● **Problem to work on**:
Take the lines from the beginning of the material through the line containing "</SwitchRow>" and retype them exactly, leaving the pictures out.
* START *
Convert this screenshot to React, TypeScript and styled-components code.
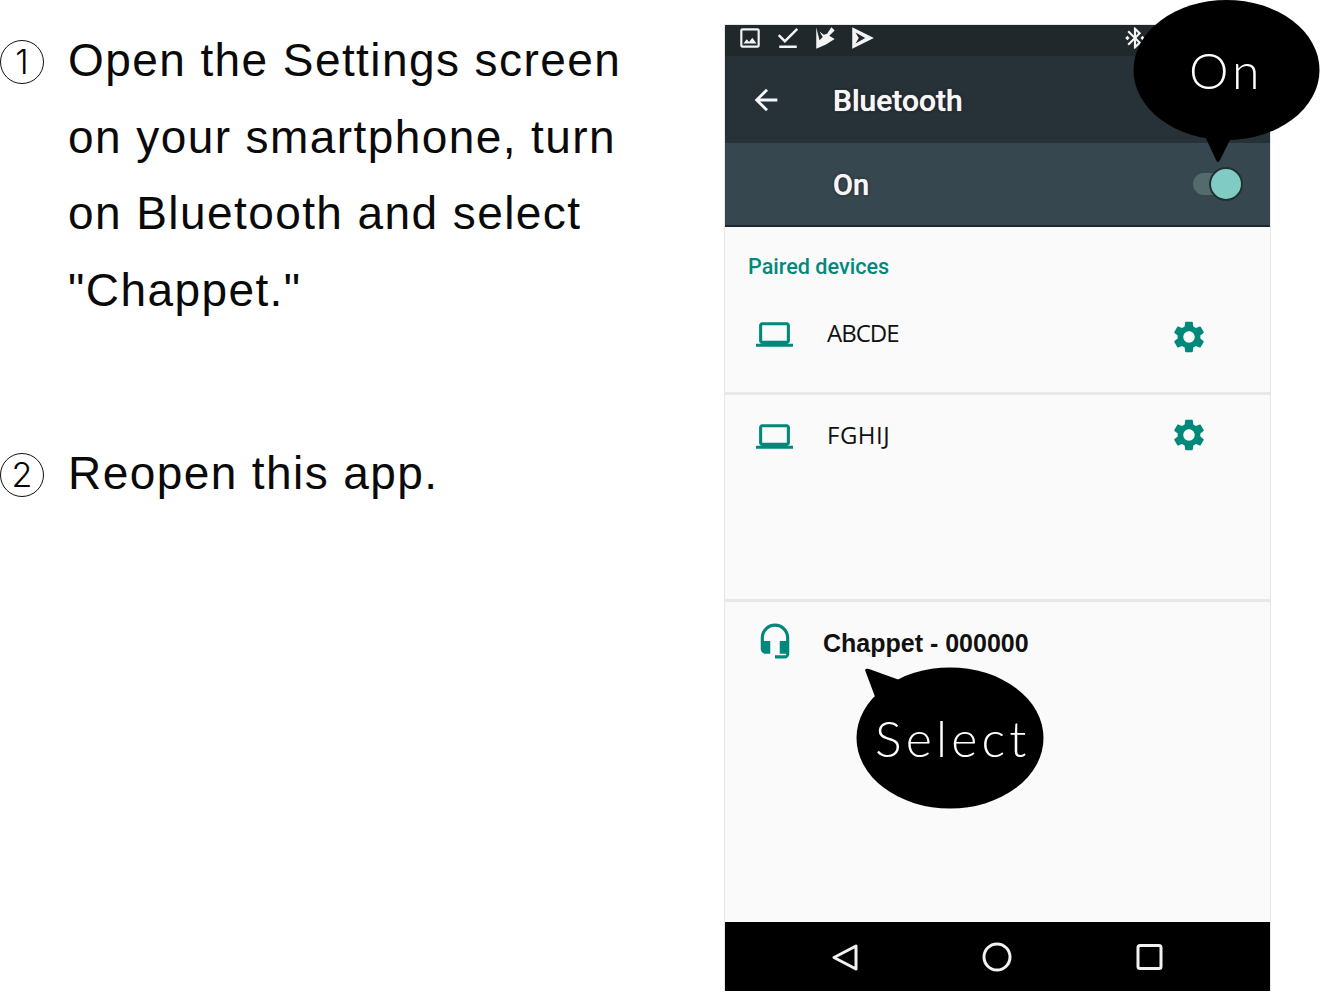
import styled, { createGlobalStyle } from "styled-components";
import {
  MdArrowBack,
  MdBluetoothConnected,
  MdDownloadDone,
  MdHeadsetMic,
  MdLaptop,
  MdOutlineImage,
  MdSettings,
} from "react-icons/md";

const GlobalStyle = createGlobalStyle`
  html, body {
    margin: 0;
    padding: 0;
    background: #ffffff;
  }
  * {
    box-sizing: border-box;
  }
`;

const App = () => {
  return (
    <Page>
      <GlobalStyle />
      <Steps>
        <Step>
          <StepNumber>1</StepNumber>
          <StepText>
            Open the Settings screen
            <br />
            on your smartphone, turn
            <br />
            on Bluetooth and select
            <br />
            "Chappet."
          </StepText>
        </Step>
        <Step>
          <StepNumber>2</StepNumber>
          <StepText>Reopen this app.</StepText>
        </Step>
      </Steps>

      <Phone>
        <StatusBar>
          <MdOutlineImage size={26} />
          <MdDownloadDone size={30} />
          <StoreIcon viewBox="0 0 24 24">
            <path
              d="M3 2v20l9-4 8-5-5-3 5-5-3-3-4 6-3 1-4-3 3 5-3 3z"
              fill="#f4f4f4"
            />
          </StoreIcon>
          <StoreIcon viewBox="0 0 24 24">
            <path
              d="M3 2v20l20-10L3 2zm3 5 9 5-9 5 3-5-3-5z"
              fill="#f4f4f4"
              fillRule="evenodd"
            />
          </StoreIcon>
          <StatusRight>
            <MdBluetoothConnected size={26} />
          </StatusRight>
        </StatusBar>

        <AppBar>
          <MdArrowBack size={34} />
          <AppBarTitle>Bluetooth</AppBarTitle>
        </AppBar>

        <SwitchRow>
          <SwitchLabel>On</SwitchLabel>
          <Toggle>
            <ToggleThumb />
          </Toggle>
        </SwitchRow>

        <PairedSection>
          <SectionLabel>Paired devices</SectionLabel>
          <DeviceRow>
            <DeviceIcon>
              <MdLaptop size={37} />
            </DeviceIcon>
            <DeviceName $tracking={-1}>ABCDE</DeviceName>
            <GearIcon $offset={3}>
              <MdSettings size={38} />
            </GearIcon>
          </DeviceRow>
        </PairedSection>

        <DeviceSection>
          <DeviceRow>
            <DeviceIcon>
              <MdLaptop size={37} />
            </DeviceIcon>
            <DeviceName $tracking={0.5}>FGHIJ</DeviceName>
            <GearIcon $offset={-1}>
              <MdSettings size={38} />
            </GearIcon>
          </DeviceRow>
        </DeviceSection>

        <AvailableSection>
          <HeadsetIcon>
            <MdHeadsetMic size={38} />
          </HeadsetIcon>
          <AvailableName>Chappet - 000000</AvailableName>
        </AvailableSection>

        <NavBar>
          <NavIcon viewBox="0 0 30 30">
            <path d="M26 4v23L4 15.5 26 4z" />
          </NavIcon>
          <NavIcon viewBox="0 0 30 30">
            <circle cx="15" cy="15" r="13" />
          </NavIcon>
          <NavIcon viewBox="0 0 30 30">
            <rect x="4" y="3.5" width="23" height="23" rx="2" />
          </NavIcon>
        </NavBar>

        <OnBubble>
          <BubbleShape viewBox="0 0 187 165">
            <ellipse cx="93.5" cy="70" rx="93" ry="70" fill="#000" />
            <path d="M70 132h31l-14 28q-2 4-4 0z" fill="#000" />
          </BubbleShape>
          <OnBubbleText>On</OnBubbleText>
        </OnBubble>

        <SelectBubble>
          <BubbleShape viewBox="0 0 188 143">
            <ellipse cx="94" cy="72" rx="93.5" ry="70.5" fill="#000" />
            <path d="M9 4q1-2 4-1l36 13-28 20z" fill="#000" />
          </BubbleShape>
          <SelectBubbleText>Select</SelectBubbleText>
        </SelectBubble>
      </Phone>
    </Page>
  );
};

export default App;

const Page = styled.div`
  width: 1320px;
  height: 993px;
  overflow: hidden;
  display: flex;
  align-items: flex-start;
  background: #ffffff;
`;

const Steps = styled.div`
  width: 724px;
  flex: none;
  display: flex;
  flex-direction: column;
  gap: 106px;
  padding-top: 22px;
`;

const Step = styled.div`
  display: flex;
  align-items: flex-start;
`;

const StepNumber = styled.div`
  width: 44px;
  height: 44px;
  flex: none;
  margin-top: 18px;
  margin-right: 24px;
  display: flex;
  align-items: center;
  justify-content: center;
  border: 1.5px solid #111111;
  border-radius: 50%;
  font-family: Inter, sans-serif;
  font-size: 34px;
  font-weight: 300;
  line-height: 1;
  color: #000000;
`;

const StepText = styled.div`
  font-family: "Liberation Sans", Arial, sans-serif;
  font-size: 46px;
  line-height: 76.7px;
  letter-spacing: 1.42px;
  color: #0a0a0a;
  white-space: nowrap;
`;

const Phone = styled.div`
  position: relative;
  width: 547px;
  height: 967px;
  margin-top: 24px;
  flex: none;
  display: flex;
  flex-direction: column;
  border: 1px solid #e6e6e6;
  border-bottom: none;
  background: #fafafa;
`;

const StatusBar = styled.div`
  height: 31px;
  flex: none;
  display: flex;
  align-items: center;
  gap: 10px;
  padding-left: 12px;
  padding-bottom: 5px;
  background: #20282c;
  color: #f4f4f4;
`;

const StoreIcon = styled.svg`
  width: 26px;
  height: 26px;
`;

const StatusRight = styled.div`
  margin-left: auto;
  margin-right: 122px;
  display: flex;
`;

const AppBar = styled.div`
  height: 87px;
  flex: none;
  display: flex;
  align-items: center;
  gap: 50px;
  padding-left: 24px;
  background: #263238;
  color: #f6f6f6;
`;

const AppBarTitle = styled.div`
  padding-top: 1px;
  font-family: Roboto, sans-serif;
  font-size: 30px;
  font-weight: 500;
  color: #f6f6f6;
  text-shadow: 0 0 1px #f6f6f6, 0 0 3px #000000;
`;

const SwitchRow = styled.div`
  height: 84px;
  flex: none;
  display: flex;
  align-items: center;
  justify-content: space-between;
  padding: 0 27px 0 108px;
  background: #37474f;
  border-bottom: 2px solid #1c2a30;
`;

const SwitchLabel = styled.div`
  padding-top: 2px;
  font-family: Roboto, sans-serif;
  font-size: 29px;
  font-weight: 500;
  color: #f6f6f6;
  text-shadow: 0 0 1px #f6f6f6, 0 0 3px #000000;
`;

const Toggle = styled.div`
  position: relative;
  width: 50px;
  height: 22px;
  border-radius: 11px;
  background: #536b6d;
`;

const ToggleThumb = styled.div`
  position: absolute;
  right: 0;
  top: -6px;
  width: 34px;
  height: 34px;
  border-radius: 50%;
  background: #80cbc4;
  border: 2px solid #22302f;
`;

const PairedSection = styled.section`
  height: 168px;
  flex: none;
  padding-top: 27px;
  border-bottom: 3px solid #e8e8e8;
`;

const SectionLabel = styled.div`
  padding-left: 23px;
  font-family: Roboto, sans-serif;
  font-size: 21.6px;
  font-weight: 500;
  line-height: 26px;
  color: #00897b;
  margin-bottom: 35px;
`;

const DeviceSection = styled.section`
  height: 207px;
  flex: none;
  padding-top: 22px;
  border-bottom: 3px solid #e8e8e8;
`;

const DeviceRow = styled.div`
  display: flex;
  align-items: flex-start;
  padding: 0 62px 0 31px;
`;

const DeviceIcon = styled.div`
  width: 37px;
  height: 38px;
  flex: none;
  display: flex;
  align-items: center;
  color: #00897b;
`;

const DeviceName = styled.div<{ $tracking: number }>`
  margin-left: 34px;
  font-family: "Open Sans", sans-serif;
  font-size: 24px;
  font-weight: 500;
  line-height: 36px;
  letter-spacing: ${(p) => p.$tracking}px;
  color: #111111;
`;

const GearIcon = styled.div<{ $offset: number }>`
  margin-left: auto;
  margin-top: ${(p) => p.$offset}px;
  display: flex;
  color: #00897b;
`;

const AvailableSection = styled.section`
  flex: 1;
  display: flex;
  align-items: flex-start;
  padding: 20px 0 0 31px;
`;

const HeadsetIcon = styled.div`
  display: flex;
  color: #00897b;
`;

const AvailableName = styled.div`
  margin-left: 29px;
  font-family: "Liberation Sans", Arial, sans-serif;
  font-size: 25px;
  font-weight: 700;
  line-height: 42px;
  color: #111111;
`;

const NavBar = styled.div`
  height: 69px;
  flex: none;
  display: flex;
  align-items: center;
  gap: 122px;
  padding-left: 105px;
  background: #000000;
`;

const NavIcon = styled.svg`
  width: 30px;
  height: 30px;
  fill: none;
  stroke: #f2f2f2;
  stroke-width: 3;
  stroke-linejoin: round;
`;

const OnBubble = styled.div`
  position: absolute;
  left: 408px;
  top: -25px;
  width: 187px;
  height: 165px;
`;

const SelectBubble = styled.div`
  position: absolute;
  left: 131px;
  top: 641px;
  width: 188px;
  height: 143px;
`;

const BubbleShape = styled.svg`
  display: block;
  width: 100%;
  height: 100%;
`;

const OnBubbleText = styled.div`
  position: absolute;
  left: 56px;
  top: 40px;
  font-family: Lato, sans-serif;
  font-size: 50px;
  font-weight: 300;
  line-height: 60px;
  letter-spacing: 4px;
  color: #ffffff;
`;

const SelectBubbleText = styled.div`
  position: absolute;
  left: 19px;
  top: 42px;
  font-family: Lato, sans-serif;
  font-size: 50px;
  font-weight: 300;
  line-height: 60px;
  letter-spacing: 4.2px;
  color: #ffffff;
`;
* END *
● **Result of this exercise**:
Convert this screenshot to React, TypeScript and styled-components code.
import styled, { createGlobalStyle } from "styled-components";
import {
  MdArrowBack,
  MdBluetoothConnected,
  MdDownloadDone,
  MdHeadsetMic,
  MdLaptop,
  MdOutlineImage,
  MdSettings,
} from "react-icons/md";

const GlobalStyle = createGlobalStyle`
  html, body {
    margin: 0;
    padding: 0;
    background: #ffffff;
  }
  * {
    box-sizing: border-box;
  }
`;

const App = () => {
  return (
    <Page>
      <GlobalStyle />
      <Steps>
        <Step>
          <StepNumber>1</StepNumber>
          <StepText>
            Open the Settings screen
            <br />
            on your smartphone, turn
            <br />
            on Bluetooth and select
            <br />
            "Chappet."
          </StepText>
        </Step>
        <Step>
          <StepNumber>2</StepNumber>
          <StepText>Reopen this app.</StepText>
        </Step>
      </Steps>

      <Phone>
        <StatusBar>
          <MdOutlineImage size={26} />
          <MdDownloadDone size={30} />
          <StoreIcon viewBox="0 0 24 24">
            <path
              d="M3 2v20l9-4 8-5-5-3 5-5-3-3-4 6-3 1-4-3 3 5-3 3z"
              fill="#f4f4f4"
            />
          </StoreIcon>
          <StoreIcon viewBox="0 0 24 24">
            <path
              d="M3 2v20l20-10L3 2zm3 5 9 5-9 5 3-5-3-5z"
              fill="#f4f4f4"
              fillRule="evenodd"
            />
          </StoreIcon>
          <StatusRight>
            <MdBluetoothConnected size={26} />
          </StatusRight>
        </StatusBar>

        <AppBar>
          <MdArrowBack size={34} />
          <AppBarTitle>Bluetooth</AppBarTitle>
        </AppBar>

        <SwitchRow>
          <SwitchLabel>On</SwitchLabel>
          <Toggle>
            <ToggleThumb />
          </Toggle>
        </SwitchRow>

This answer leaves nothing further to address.